The two-time Olympic gold medalist and WNBA superstar’s nightmare came to a dramatic conclusion a day earlier when the United States and Russia executed a prisoner exchange on a tarmac in the United Arab Emirates. Since February, she had been held in a Russian prison after being caught with vaping cartridges that contained minimal amounts of cannabis, and she was sentenced to serve nine years in prison for the crime, though the Biden administration quickly deemed her wrongfully detained.
“We’ve had a chance to talk to the team who traveled with her,” he said during an interview on CNN. “They tell us she was in good spirits. She was incredibly gracious and kind and humble on the flight, very, very appreciative of the effort to get her home. Appears to be in good health but we’re going to make sure. That’s why she’s going to go to a medical treatment facility in San Antonio to get looked after, to make sure that we’re taking care of her before she rejoins her family.”
Griner’s wife, Cherelle Griner, and her parents were expected to meet her at the facility, a senior administration official told CNBC on Thursday.
“So happy to have Brittney back on U.S. soil,” Special Presidential Envoy for Hostage Affairs Roger Carstens said on social media. “Welcome home BG!”
Securing Griner’s freedom, however, came at a major cost: releasing convicted Russian arms dealer Viktor Bout roughly six years before his prison sentence was set to expire. Bout, nicknamed “the Merchant of Death,” spent decades selling illicit arms to rival factions in war-torn African nations (defying embargoes from the United Nations) and in the Middle East, at times to enemies of the U.S.
Kirby said the administration conducted a “national security assessment” on the risks of including Bout and found it to be a sufficient deal.
“With any kind of exchange like this, we do a national security assessment, and that was the case here with Mr. Bout — to take a look at what the risks might be,” he said. “Again, we’re going to be vigilant. We’re going to watch. He’s on the street now. He would have been free in six years — it’s not like he was serving a life sentence. And the other thing I would tell you is, I think it speaks volumes about our confidence and our comfort in our ability to protect our national security interests that we were able to make this deal.”
There are some concerns, as one Defense Department official said, that Bout could return to his previous occupation as an arms dealer, and while Kirby said that was his decision to make, “if Mr. Bout chooses that path, we will continue to make sure we can hold him accountable.”

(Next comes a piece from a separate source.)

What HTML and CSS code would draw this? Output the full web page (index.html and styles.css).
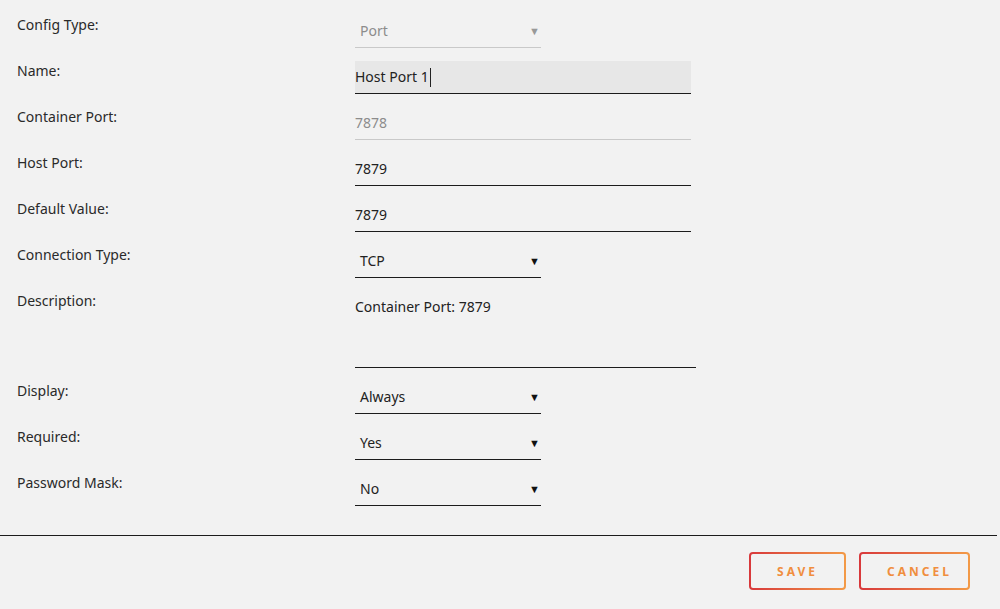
FILE: index.html
```html
<!DOCTYPE html>
<html lang="en">
<head>
	<meta charset="UTF-8">
	<title>Port Config</title>
	<link rel="stylesheet" href="styles.css">
</head>
<body>
	<div class="form">
		<div class="row">
			<div class="label">Config Type:</div>
			<div class="select disabled"><span>Port</span><i class="arrow">&#9660;</i></div>
		</div>
		<div class="row">
			<div class="label">Name:</div>
			<div class="field focus"><span>Host Port 1</span><b class="caret"></b></div>
		</div>
		<div class="row">
			<div class="label">Container Port:</div>
			<div class="field disabled"><span>7878</span></div>
		</div>
		<div class="row">
			<div class="label">Host Port:</div>
			<div class="field"><span>7879</span></div>
		</div>
		<div class="row">
			<div class="label">Default Value:</div>
			<div class="field"><span>7879</span></div>
		</div>
		<div class="row">
			<div class="label">Connection Type:</div>
			<div class="select"><span>TCP</span><i class="arrow">&#9660;</i></div>
		</div>
		<div class="row">
			<div class="label">Description:</div>
			<div class="area"><span>Container Port: 7879</span></div>
		</div>
		<div class="row">
			<div class="label">Display:</div>
			<div class="select"><span>Always</span><i class="arrow">&#9660;</i></div>
		</div>
		<div class="row">
			<div class="label">Required:</div>
			<div class="select"><span>Yes</span><i class="arrow">&#9660;</i></div>
		</div>
		<div class="row">
			<div class="label">Password Mask:</div>
			<div class="select"><span>No</span><i class="arrow">&#9660;</i></div>
		</div>
	</div>
	<div class="footer">
		<button class="btn">SAVE</button>
		<button class="btn">CANCEL</button>
	</div>
</body>
</html>
```

FILE: styles.css
```css
*{
	margin: 0;
	padding: 0;
	box-sizing: border-box;
}
html,body{
	width: 100%;
	height: 100%;
	overflow: hidden;
	background: #f2f2f2;
	font-family: "Noto Sans", "Open Sans", sans-serif;
	font-size: 14px;
	color: #222;
}
.form{
	padding-top: 2px;
	border-bottom: 1px solid #1c1c1c;
	width: 997px;
	padding-bottom: 29px;
}
.row{
	display: flex;
	align-items: flex-start;
	min-height: 46px;
}
.label{
	width: 355px;
	padding-left: 17px;
	margin-top: 14px;
	line-height: 18px;
	color: #2a2a2a;
}
.select,
.field,
.area{
	margin-top: 13px;
	height: 33px;
	line-height: 32px;
	border-bottom: 1px solid #1c1c1c;
	display: flex;
	align-items: center;
}
.select{
	width: 186px;
	padding: 0 1px 0 5px;
	justify-content: space-between;
}
.select .arrow{
	font-style: normal;
	font-size: 11px;
	line-height: 32px;
	color: #111;
}
.select.disabled{
	color: #8c8c8c;
	border-bottom-color: #c9c9c9;
}
.select.disabled .arrow{
	color: #999;
}
.field{
	width: 336px;
}
.field.focus{
	background: #e7e7e7;
}
.field.disabled{
	color: #8c8c8c;
	border-bottom-color: #c9c9c9;
}
.caret{
	display: inline-block;
	width: 1px;
	height: 19px;
	margin-left: 1px;
	background: #222;
}
.area{
	width: 341px;
	height: 77px;
	align-items: flex-start;
}
.footer{
	display: flex;
	justify-content: flex-end;
	gap: 13px;
	padding: 16px 30px 0 0;
}
.btn{
	height: 38px;
	padding: 0 26px;
	border: 2px solid transparent;
	border-radius: 4px;
	background: linear-gradient(#f2f2f2, #f2f2f2) padding-box,
		linear-gradient(to right, #d8383b, #f39a46) border-box;
	color: #f08e3e;
	font-family: "Noto Sans", "Open Sans", sans-serif;
	font-weight: 700;
	font-size: 12px;
	letter-spacing: 3px;
	cursor: pointer;
}
.btn:first-child{
	width: 97px;
}
.btn:last-child{
	width: 111px;
}
```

Russian officials were only willing to swap Griner for Bout, while the U.S. wanted to get Griner and retired Marine Paul Whelan, who has been detained for nearly four years, home for the convicted arms dealer who was arrested in a Drug Enforcement Agency sting in Thailand in 2008 and later extradited. The Biden administration has said multiple times since the news of the swap broke that there was no option on the table at this time to secure Whelan’s release.
Whelan was arrested in 2018 on claims that he was a spy, which he denies, and he was later sentenced to 16 years in prison. The Russians are treating Whelan differently than Griner or Trevor Reed, whom the administration got back in a prisoner swap in April, due to the espionage charge, which the U.S. has said is bogus.
“It has to do with the nature of the sham charges against him, which were based on espionage. That is the hook that the Russians seem to have in him. And we’re just not able to deal with him the same way that we were able to deal with Mr. [Trevor] Reed or, in this case, with Ms. Griner,” Kirby said on Thursday, though he added on Friday that U.S. officials now “have a much better understanding of where the Russians are on him. We’re going to use that knowledge and context going forward.”
He characterized the discussions to get Whelan back home as “active,” though it’s unclear what bargaining chips the U.S. has left that would entice the Russians more than Bout.